Exactly retype the lines from the top of the data through the line containing "generate_dim_channel_data.py generate_dim_region_data.py", leaving out every picture.

______

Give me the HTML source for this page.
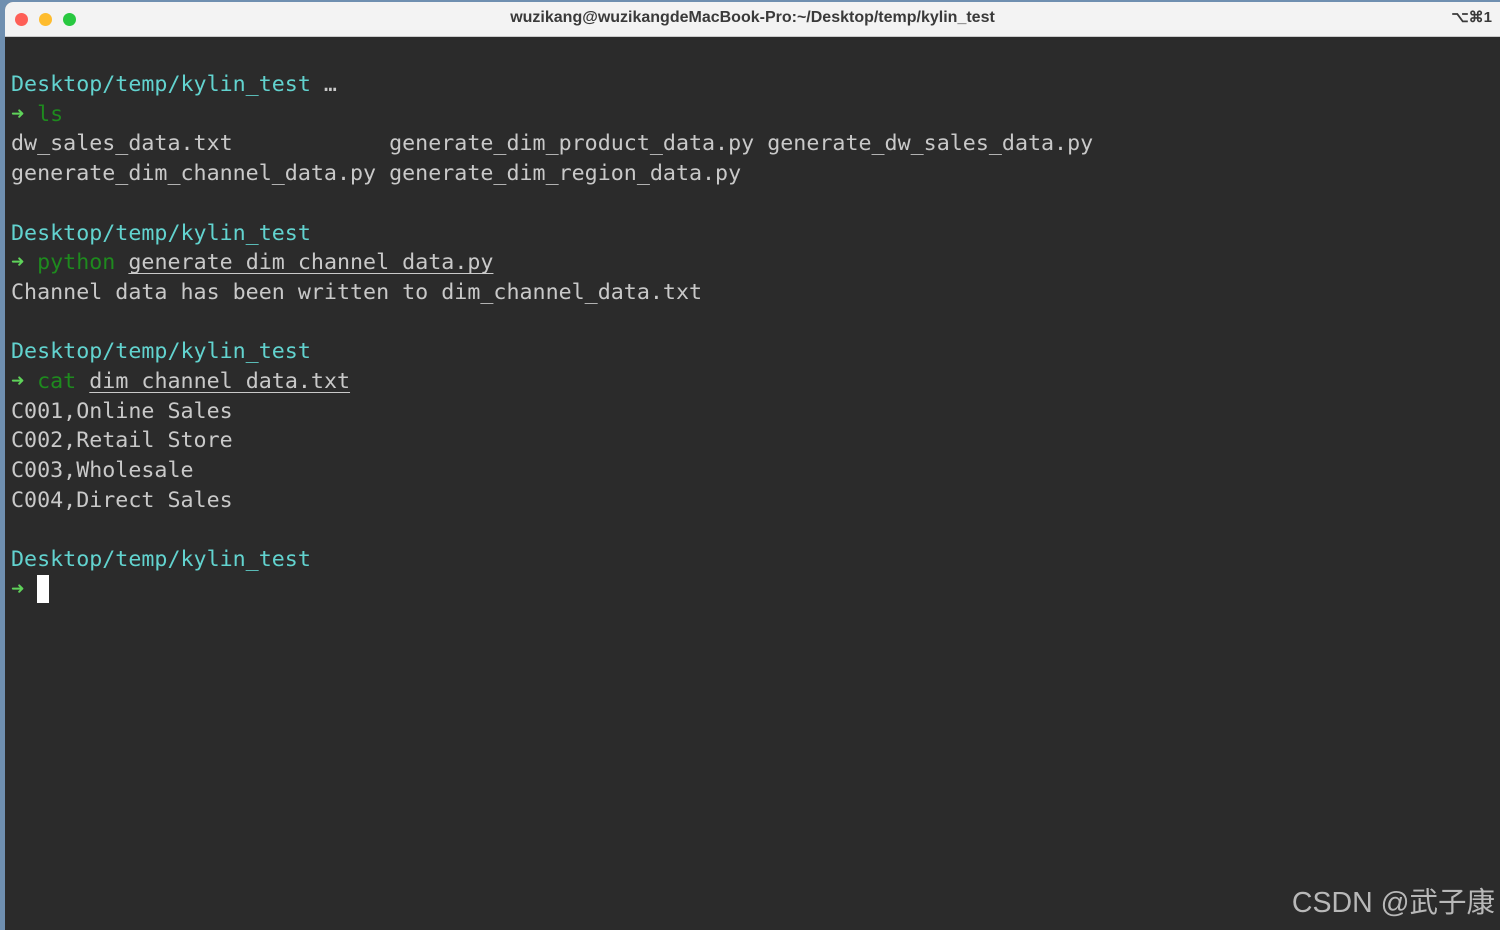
<!DOCTYPE html>
<html><head><meta charset="utf-8"><style>
html,body{margin:0;padding:0;width:1500px;height:930px;overflow:hidden;background:#6f8fb0;}
.win{position:absolute;left:5px;top:2px;width:1495px;height:928px;background:#2b2b2b;border-radius:8px 0 0 0;overflow:hidden;}
.tb{position:absolute;left:0;top:0;width:100%;height:34px;background:#f3f3f3;border-bottom:1px solid #c9c9c9;font-family:"Liberation Sans",sans-serif;font-weight:bold;font-size:16px;color:#3a3a3a;}
.tb .t{position:absolute;left:0;right:0;top:7px;text-align:center;}
.tb .k{position:absolute;right:8px;top:6px;font-size:15px;}
.dot{position:absolute;top:11px;width:13px;height:13px;border-radius:50%;}
.term{position:absolute;left:6px;top:68px;font-family:"DejaVu Sans Mono",monospace;font-size:21.66px;line-height:29.7px;color:#c9c9c9;white-space:pre;}
.c{color:#62d3cf}.a{color:#5fd35a;font-weight:bold}.g{color:#1e8a1e}
.u{text-decoration:underline;text-underline-offset:4px;text-decoration-thickness:1px;text-decoration-skip-ink:none}
.cur{display:inline-block;width:12px;height:28px;background:#fff;vertical-align:-7px}
.wm{position:absolute;right:5px;bottom:9px;font-family:"Liberation Sans","Noto Sans CJK SC",sans-serif;font-size:28.5px;color:#b8b8b8;}
</style></head><body>
<div class="win">
<div class="tb"><div class="dot" style="left:10px;background:#fe5f57"></div><div class="dot" style="left:34px;background:#febc2e"></div><div class="dot" style="left:58px;background:#28c840"></div>
<div class="t">wuzikang@wuzikangdeMacBook-Pro:~/Desktop/temp/kylin_test</div><div class="k">⌥⌘1</div></div>
<div class="term"><span class="c">Desktop/temp/kylin_test</span> …
<span class="a">➜</span> <span class="g">ls</span>
dw_sales_data.txt            generate_dim_product_data.py generate_dw_sales_data.py
generate_dim_channel_data.py generate_dim_region_data.py

<span class="c">Desktop/temp/kylin_test</span>
<span class="a">➜</span> <span class="g">python</span> <span class="u">generate_dim_channel_data.py</span>
Channel data has been written to dim_channel_data.txt

<span class="c">Desktop/temp/kylin_test</span>
<span class="a">➜</span> <span class="g">cat</span> <span class="u">dim_channel_data.txt</span>
C001,Online Sales
C002,Retail Store
C003,Wholesale
C004,Direct Sales

<span class="c">Desktop/temp/kylin_test</span>
<span class="a">➜</span> <span class="cur"></span></div>
</div>
<div class="wm">CSDN @武子康</div>
</body></html>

______

TASK RESPONSE
Give me the HTML source for this page.
<!DOCTYPE html>
<html><head><meta charset="utf-8"><style>
html,body{margin:0;padding:0;width:1500px;height:930px;overflow:hidden;background:#6f8fb0;}
.win{position:absolute;left:5px;top:2px;width:1495px;height:928px;background:#2b2b2b;border-radius:8px 0 0 0;overflow:hidden;}
.tb{position:absolute;left:0;top:0;width:100%;height:34px;background:#f3f3f3;border-bottom:1px solid #c9c9c9;font-family:"Liberation Sans",sans-serif;font-weight:bold;font-size:16px;color:#3a3a3a;}
.tb .t{position:absolute;left:0;right:0;top:7px;text-align:center;}
.tb .k{position:absolute;right:8px;top:6px;font-size:15px;}
.dot{position:absolute;top:11px;width:13px;height:13px;border-radius:50%;}
.term{position:absolute;left:6px;top:68px;font-family:"DejaVu Sans Mono",monospace;font-size:21.66px;line-height:29.7px;color:#c9c9c9;white-space:pre;}
.c{color:#62d3cf}.a{color:#5fd35a;font-weight:bold}.g{color:#1e8a1e}
.u{text-decoration:underline;text-underline-offset:4px;text-decoration-thickness:1px;text-decoration-skip-ink:none}
.cur{display:inline-block;width:12px;height:28px;background:#fff;vertical-align:-7px}
.wm{position:absolute;right:5px;bottom:9px;font-family:"Liberation Sans","Noto Sans CJK SC",sans-serif;font-size:28.5px;color:#b8b8b8;}
</style></head><body>
<div class="win">
<div class="tb"><div class="dot" style="left:10px;background:#fe5f57"></div><div class="dot" style="left:34px;background:#febc2e"></div><div class="dot" style="left:58px;background:#28c840"></div>
<div class="t">wuzikang@wuzikangdeMacBook-Pro:~/Desktop/temp/kylin_test</div><div class="k">⌥⌘1</div></div>
<div class="term"><span class="c">Desktop/temp/kylin_test</span> …
<span class="a">➜</span> <span class="g">ls</span>
dw_sales_data.txt            generate_dim_product_data.py generate_dw_sales_data.py
generate_dim_channel_data.py generate_dim_region_data.py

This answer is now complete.